You have to maintain another programming language and attendant libraries. They can have different caveats and bugs for the same actions, such as you ran into with a lack of a database driver in a certain environment.
Having the tests done in a different language than the project is developed in drives a wedge between testing and development. Developers will not feel responsible for participating in the testing process because they don't even know the language.
With the tests written in a different language, they cannot leverage any work which has already been done. They have to write all over again basic code to access and work with the data and services, doubling the work and doubling the bugs. If the project code changes APIs or data structures, the test code can easily fall out of sync requiring extra maintenance hassles.
Java already has well developed testing tools to do what you want. The whole structure of running specific tests vs the whole test suite is built into test suites like jUnit.
So I can underscore the point, I wrote Test::More and I'm recommending you not use it here.

Experiences with db4o in production environment

We are planning to migrate from Prevayler (http://prevayler.org/) to db4o (http://www.db4o.com/), so we wanted to know experiences, pros and cons, and best practices to move forward. What do you think about it? Is it a good solution? Or, maybe moving forward with a NoSQL standard solution would be better? (Such as MongoDB or CouchDB). Thanks!
we use db4o as main db in our production environment (both embedded and client/server), so i am going to share some of my experiences.
Pro:
- very easy for development (you just implememt data classes)
- support both embedded/client server under the same interface, which makes it easy to unittest
- decent performance for small projects
Cons:
- db4o is no longer developed so it's quite dead project, and you wont get much of support for it
- [client/server] everytime you change model you need to redeploy server (not talking about the fact that you need to host server app yourself)
- [client/server] performance degrade with more clients connected - not possible to scale
Summary: db4o is very good as embedded db (mobile app, desktop local db), but if it comes to server application you get into troubles
Given that I did not receive so much feedback, we gave it a try. So far, it seemed to be a good option for a embedded database, that makes much easier the deployment. So, we wrote again the whole persistence layer, with their unit tests and seemed to work fine.
Then, we tried with real data, and we start to have some weird Null Pointers, and we did not know why. Then, we started to read and we found this issue: http://www.gamlor.info/wordpress/2009/09/db4o-activation-update-depth/.
We've been trying to solve for a few hours, but then we decided no to spend more time on it, and found another way. CouchDB, OrientDB or MongoDB are still on our list.

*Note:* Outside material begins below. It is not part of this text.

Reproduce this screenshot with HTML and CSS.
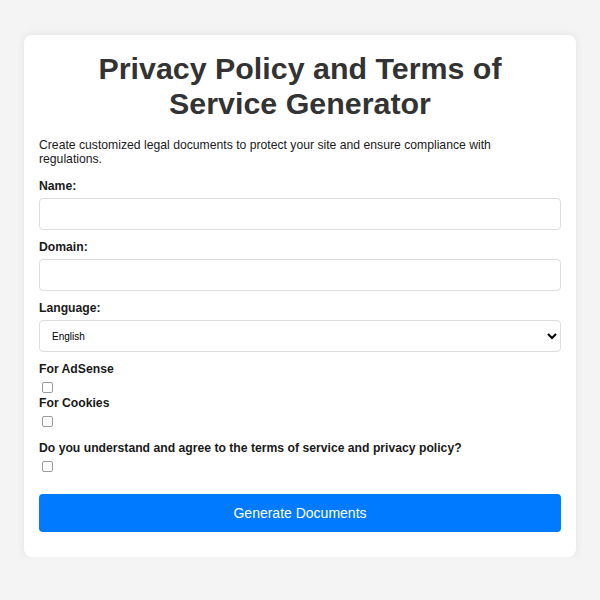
FILE: index.html
```html
<!DOCTYPE html>
<html lang="en">
<head>
<meta charset="utf-8">
<title>Privacy Policy and Terms of Service Generator</title>
<link rel="stylesheet" href="styles.css">
</head>
<body>
<div class="card">
  <h1 class="title">Privacy Policy and Terms of Service Generator</h1>
  <p class="intro">Create customized legal documents to protect your site and ensure compliance with regulations.</p>
  <form class="form">
    <label class="label" for="name">Name:</label>
    <input class="field" type="text" id="name">
    <label class="label" for="domain">Domain:</label>
    <input class="field" type="text" id="domain">
    <label class="label" for="lang">Language:</label>
    <select class="field select" id="lang">
      <option>English</option>
    </select>
    <label class="label" for="adsense">For AdSense</label>
    <input class="check" type="checkbox" id="adsense">
    <label class="label" for="cookies">For Cookies</label>
    <input class="check check-last" type="checkbox" id="cookies">
    <label class="label" for="agree">Do you understand and agree to the terms of service and privacy policy?</label>
    <input class="check check-agree" type="checkbox" id="agree">
    <button class="btn" type="button">Generate Documents</button>
  </form>
</div>
</body>
</html>
```
FILE: styles.css
```css
html, body {
  margin: 0;
  padding: 0;
}
body {
  background: #f4f4f4;
  font-family: "Liberation Sans", Arial, sans-serif;
  color: #1a1a1a;
  padding: 35px 24px 0;
}
.card {
  background: #fff;
  border-radius: 8px;
  box-shadow: 0 0 8px rgba(0, 0, 0, 0.08);
  padding: 16px 15px 25px;
}
.title {
  margin: 0 0 18px;
  padding: 0 20px;
  font-size: 30.4px;
  line-height: 34.5px;
  font-weight: bold;
  text-align: center;
  color: #333;
}
.intro {
  margin: 0 0 13px;
  padding-right: 20px;
  font-size: 12.2px;
  line-height: 14px;
}
.form {
  display: flex;
  flex-direction: column;
  align-items: flex-start;
}
.label {
  display: block;
  font-size: 12.2px;
  line-height: 14px;
  font-weight: bold;
  margin-bottom: 5px;
}
.field {
  box-sizing: border-box;
  width: 100%;
  height: 32px;
  border: 1px solid #ddd;
  border-radius: 4px;
  margin: 0 0 10px;
  padding: 0 8px;
  background: #fff;
  font-family: "Liberation Sans", Arial, sans-serif;
  font-size: 12px;
}
.select {
  font-size: 10px;
  color: #000;
}
.check {
  -webkit-appearance: none;
  appearance: none;
  box-sizing: border-box;
  width: 11px;
  height: 11px;
  border: 1px solid #9a9a9a;
  border-radius: 2px;
  background: #fff;
  margin: 1px 0 3px 3px;
}
.check-last {
  margin-bottom: 14px;
}
.check-agree {
  margin-bottom: 22px;
}
.btn {
  width: 100%;
  height: 38px;
  background: #007bff;
  color: #fff;
  border: none;
  border-radius: 4px;
  font-family: "Liberation Sans", Arial, sans-serif;
  font-size: 14px;
  cursor: pointer;
}
```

Derby vs PostgreSql Performance Comparison

We are doing research right now on whether to switch our postgresql db to an embedded Derby db. Both would be using glassfish 3 for our data layer. Anybody have any opinions or knowledge that could help us decide?
Thanks!
edit: we are writing some performance tests ourselves right now. Looking for answers more based on experience / first hand knowledge
I know I'm late to post an answer here, but I want to make sure nobody makes the mistake of using Derby over any production-quality database in the future. I apologize in advance for how negative this answer is - I'm trying to capture an entire engineering team's ill feelings in a brief Q&A answer.
Our experience using Derby in many small-ish customer deployments has led us to seriously doubt how useful it is for anything but test environments. Some problems we've had:
Deadlocks caused by lock escalations - this is the biggest one and happens to one customer about once every week or two
Interrupted I/Os cause Derby to fail outright on Solaris (may not be an issue on other platforms) - we had to build a shim to protect it from these failures
Can't handle complicated queries which MySQL/PostgreSQL would handle with ease
Buggy transaction log implementation caused a table corruption which required us to export the database and then re-import it (couldn't just drop the corrupted table), and we still lost the table in the process - thank goodness we had a backup
No LIMIT syntax
Low performance for complicated queries
Low performance for large datasets
Due to the fact that it's embedded, Derby is more of a competitor to SQLite than it is to PostgreSQL, which is an extremely mature production-quality database which is used to store multi-petabyte datasets by some of the largest websites in the world. If you want to be ready for growth and don't want to get caught debugging someone else's database code, I would recommend not using Derby. I don't have any experience with SQLite, but I can't imagine it being much less reliable than Derby has been for us and still being as popular as it is.
In fact, we're in the process of porting to PostgreSQL now.
Derby still is relatively slow in performance, but ... where ever your Java application goes your database server goes, completely platform independent. You don't even need to think about installing a DB server where your Java app is being copied to.
I was using MySQL with Java, but having an embedded implementation of your Database server sitting right within my Java App is just stunning and unprecedented productivity, freedom and flexibility.
Always having a DB server included whenever and wherever on any platform for me is just heaven !!!
Have not compared Postgresql to Derby directly. However, having used both in different circumstances, I have found Derby to be highly reliable. However you will need to pay attention to Derby configuration to ensure it suits your application needs.
When looking at the H2 databases stats site, it's worth reading follow up discussion which comes out in favour of Derby compared to the H2 conclusions. http://groups.google.com/group/h2-database/browse_thread/thread/55a7558563248148?pli=1
Some stats from the H2 database site here:
http://www.h2database.com/html/performance.html
There are a number of performance test suites that are included as part of the Derby source code distribution itself; they are used by Derby developers to conduct their own performance testing of Derby. So if you need examples of performance tests, or want additional ones, you could consider using those. Look in the subdirectory named java/testing/org/apache/derbyTesting/perf in the Derby source distribution.
I'm not sure what you mean that Derby is embedded. Certainly that is an option, but you can also install it as a separate server.